Will You Patch This Tuesday?

The Microsoft security sleigh will be laden with patches this coming Tuesday, a bag full of 17 bulletins patching 40 different vulnerabilities in Windows and Office products. With this being a hectic time of the year for many companies, it can bring up some tough choices. What is your company's policy for applying these patches in December?

Dave Methvin, Contributor

December 12, 2010

2 Min Read

The Microsoft security sleigh will be laden with patches this coming Tuesday, a bag full of 17 bulletins patching 40 different vulnerabilities in Windows and Office products. With this being a hectic time of the year for many companies, it can bring up some tough choices. What is your company's policy for applying these patches in December?There are some pretty serious issues fixed by this batch of patches. Putting off this December batch for a month may not be such a good idea, certainly on desktop PCs. Many companies have a skeleton crew in place over the holidays, so this might be the perfect time for bad guys to stage an outbreak based on one of the patched exploits. And, whether company policy allows it or not, employees may be browsing to recreational and non-business sites while so many of their co-workers have taken time off. Those are the kind of sites that may mean trouble.

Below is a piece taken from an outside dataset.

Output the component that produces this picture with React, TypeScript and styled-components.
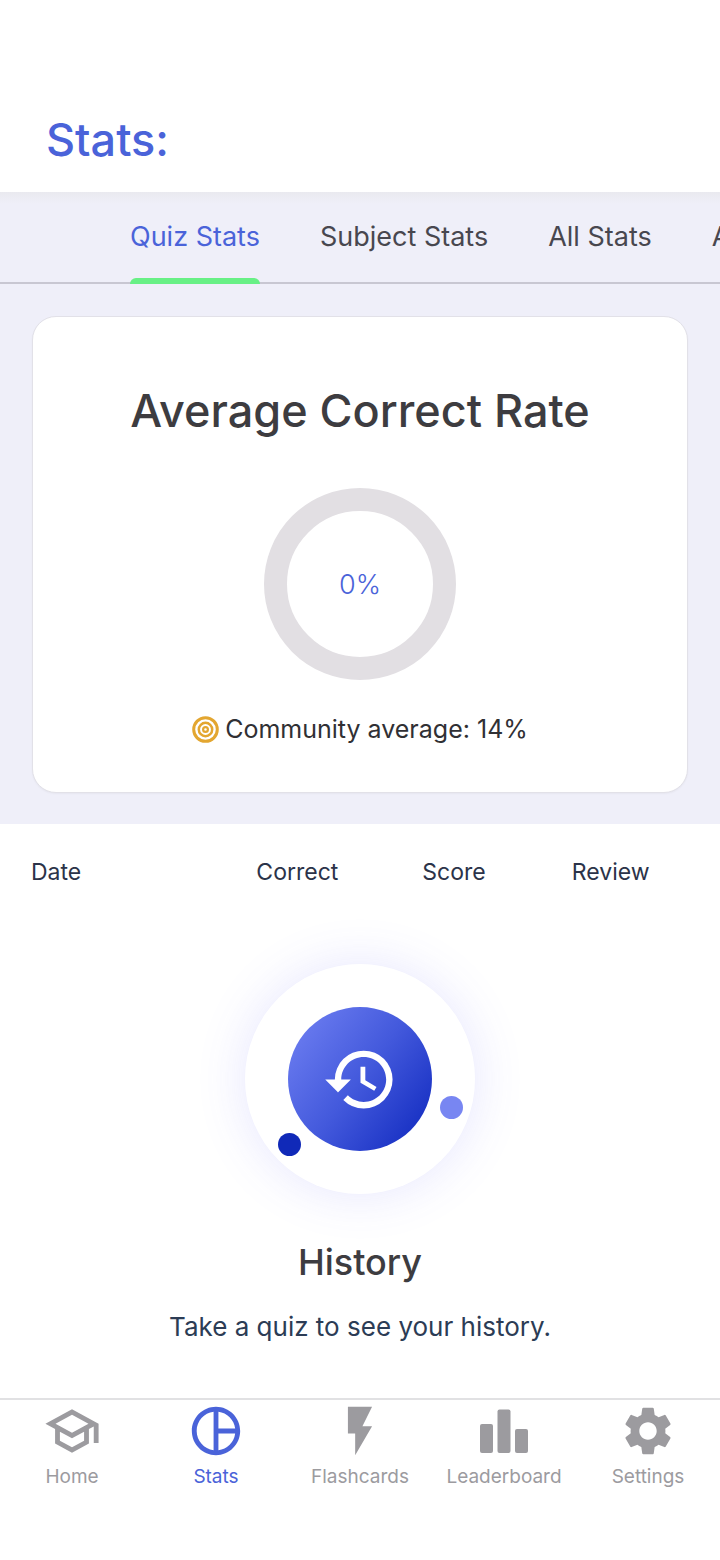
import React from "react";
import styled, { createGlobalStyle } from "styled-components";
import {
  MdFlashOn,
  MdHistory,
  MdOutlineSchool,
  MdPieChartOutline,
  MdSettings,
} from "react-icons/md";

const colors = {
  primary: "#4a63d9",
  lavender: "#efeff9",
  heading: "#3d3c40",
  navy: "#2b3349",
  slate: "#2c3c55",
  muted: "#9c9b9f",
};

const GlobalStyle = createGlobalStyle`
  *, *::before, *::after { box-sizing: border-box; }
  body {
    margin: 0;
    background: #fff;
    font-family: Inter, "Liberation Sans", sans-serif;
    color: ${colors.heading};
  }
  h1, h2, h3, p { margin: 0; }
  button { font: inherit; color: inherit; background: none; border: 0; padding: 0; cursor: pointer; }
  a { color: inherit; text-decoration: none; }
`;

const Screen = styled.div`
  display: flex;
  flex-direction: column;
  min-height: 100vh;
`;

const Header = styled.header`
  padding: 108px 46px 20px;
  background: #fff;
`;

const Title = styled.h1`
  font-size: 45px;
  line-height: 64px;
  font-weight: 500;
  color: ${colors.primary};
`;

const Panel = styled.section`
  background: linear-gradient(#e9e9ef, ${colors.lavender} 12px);
`;

const TabBar = styled.div`
  display: flex;
  gap: 60px;
  height: 92px;
  padding-left: 130px;
  overflow-x: auto;
  overflow-y: hidden;
  scrollbar-width: none;
  box-shadow: inset 0 -2px 0 #c8c7d2;
`;

const Tab = styled.button<{ $active?: boolean }>`
  display: flex;
  flex: none;
  flex-direction: column;
  justify-content: space-between;
  padding-top: 28px;
  font-size: 27px;
  line-height: 34px;
  white-space: nowrap;
  color: ${(p) => (p.$active ? colors.primary : "#48474f")};

  &::after {
    content: "";
    width: 100%;
    height: 6px;
    border-radius: 6px 6px 0 0;
    background: ${(p) => (p.$active ? "#68f086" : "transparent")};
  }
`;

const CardArea = styled.div`
  padding: 32px 32px 31px;
`;

const Card = styled.article`
  display: flex;
  flex-direction: column;
  align-items: center;
  padding: 64px 24px 46px;
  border: 1px solid #e2e1e8;
  border-radius: 24px;
  background: #fff;
  box-shadow: 0 1px 2px rgba(0, 0, 0, 0.04);
`;

const CardTitle = styled.h2`
  font-size: 45px;
  line-height: 60px;
  font-weight: 500;
`;

const Ring = styled.div`
  display: grid;
  place-items: center;
  width: 192px;
  height: 192px;
  margin: 47px 0 32px;
  border: 23px solid #e2dfe3;
  border-radius: 50%;
  font-size: 27px;
  font-weight: 300;
  color: ${colors.primary};
`;

const Community = styled.p`
  display: flex;
  align-items: center;
  gap: 6px;
  font-size: 25px;
  line-height: 34px;
  color: #303034;
`;

const HistoryTable = styled.table`
  width: calc(100% - 62px);
  margin: 31px 31px 0;
  table-layout: fixed;
  border-collapse: collapse;
`;

const ColumnHead = styled.th<{ $first?: boolean }>`
  width: ${(p) => (p.$first ? "calc(200% / 7)" : "auto")};
  padding: 0;
  font-size: 23px;
  line-height: 34px;
  font-weight: 400;
  text-align: ${(p) => (p.$first ? "left" : "center")};
  color: ${colors.navy};
`;

const Empty = styled.section`
  display: flex;
  flex-direction: column;
  align-items: center;
  padding: 75px 24px 0;
`;

const Halo = styled.div`
  position: relative;
  display: grid;
  place-items: center;
  width: 230px;
  height: 230px;
  border-radius: 50%;
  background: #fff;
  box-shadow: 0 0 50px rgba(90, 90, 250, 0.15);
`;

const Disc = styled.div`
  display: grid;
  place-items: center;
  width: 144px;
  height: 144px;
  border-radius: 50%;
  background: linear-gradient(127deg, #6b7cf0 8%, #4359dc 50%, #122bc0 95%);
  color: #fff;
`;

const Dot = styled.span<{ $color: string; $x: number; $y: number }>`
  position: absolute;
  left: ${(p) => p.$x}px;
  top: ${(p) => p.$y}px;
  width: 23px;
  height: 23px;
  border-radius: 50%;
  background: ${(p) => p.$color};
`;

const EmptyTitle = styled.h3`
  margin-top: 43px;
  font-size: 36px;
  line-height: 50px;
  font-weight: 500;
`;

const EmptyText = styled.p`
  margin-top: 22px;
  font-size: 26px;
  line-height: 36px;
  color: ${colors.slate};
`;

const NavBar = styled.nav`
  display: grid;
  grid-template-columns: repeat(5, 1fr);
  height: 162px;
  margin-top: auto;
  padding-top: 2px;
  border-top: 2px solid #e1e1e3;
  background: #fff;
`;

const NavItem = styled.a<{ $active?: boolean }>`
  display: flex;
  flex-direction: column;
  align-items: center;
  gap: 4px;
  font-size: 19px;
  line-height: 26px;
  color: ${(p) => (p.$active ? colors.primary : colors.muted)};
`;

const TargetIcon = () => (
  <svg width="27" height="27" viewBox="0 0 27 27" fill="none" stroke="#e3a630" aria-hidden="true">
    <circle cx="13.5" cy="13.5" r="11.8" strokeWidth="3" />
    <circle cx="13.5" cy="13.5" r="6.7" strokeWidth="2.5" />
    <circle cx="13.5" cy="13.5" r="2.4" strokeWidth="2.2" />
  </svg>
);

const BarsIcon = () => (
  <svg width="58" height="58" viewBox="0 0 58 58" fill="currentColor" aria-hidden="true">
    <rect x="5" y="22" width="13" height="29" rx="2" />
    <rect x="22.5" y="7.5" width="13" height="43.5" rx="2" />
    <rect x="40" y="27" width="13" height="24" rx="2" />
  </svg>
);

const tabs = ["Quiz Stats", "Subject Stats", "All Stats", "Awards"];

const navItems = [
  { label: "Home", icon: <MdOutlineSchool size={58} /> },
  { label: "Stats", icon: <MdPieChartOutline size={58} /> },
  { label: "Flashcards", icon: <MdFlashOn size={58} /> },
  { label: "Leaderboard", icon: <BarsIcon /> },
  { label: "Settings", icon: <MdSettings size={58} /> },
];

export default function App() {
  return (
    <Screen>
      <GlobalStyle />
      <Header>
        <Title>Stats:</Title>
      </Header>
      <main>
        <Panel>
          <TabBar role="tablist">
            {tabs.map((tab, i) => (
              <Tab key={tab} role="tab" aria-selected={i === 0} $active={i === 0}>
                {tab}
              </Tab>
            ))}
          </TabBar>
          <CardArea>
            <Card>
              <CardTitle>Average Correct Rate</CardTitle>
              <Ring>0%</Ring>
              <Community>
                <TargetIcon />
                Community average: 14%
              </Community>
            </Card>
          </CardArea>
        </Panel>
        <HistoryTable>
          <thead>
            <tr>
              <ColumnHead $first>Date</ColumnHead>
              <ColumnHead>Correct</ColumnHead>
              <ColumnHead>Score</ColumnHead>
              <ColumnHead>Review</ColumnHead>
            </tr>
          </thead>
        </HistoryTable>
        <Empty>
          <Halo>
            <Disc>
              <MdHistory size={77} />
            </Disc>
            <Dot $color="#1029b8" $x={33} $y={169} />
            <Dot $color="#7886f2" $x={195} $y={132} />
          </Halo>
          <EmptyTitle>History</EmptyTitle>
          <EmptyText>Take a quiz to see your history.</EmptyText>
        </Empty>
      </main>
      <NavBar>
        {navItems.map(({ label, icon }) => (
          <NavItem key={label} href="#" $active={label === "Stats"}>
            {icon}
            {label}
          </NavItem>
        ))}
      </NavBar>
    </Screen>
  );
}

On the other hand, if your company has significant holiday-driven traffic, for example e-commerce on on web servers, security risks need to be weighed against the risks of downtime or other problems when updating those servers. It's often easier to control server environments or mitigate the risks of these exploits via firewalls and other security measures.

A few years back, I worked with a company that put their public-facing web servers into lockdown starting in mid-November. Their concern was that any configuration changes past that date might endanger their post-Thanksgiving traffic and holiday sales, which made up almost half of their annual sales. Nobody wanted to apply a patch that brought down any of their servers for any amount of time.

Given all the variables and risks, I'm wondering what policy your company has for managing these upcoming patches -- and whether you think it's reasonable.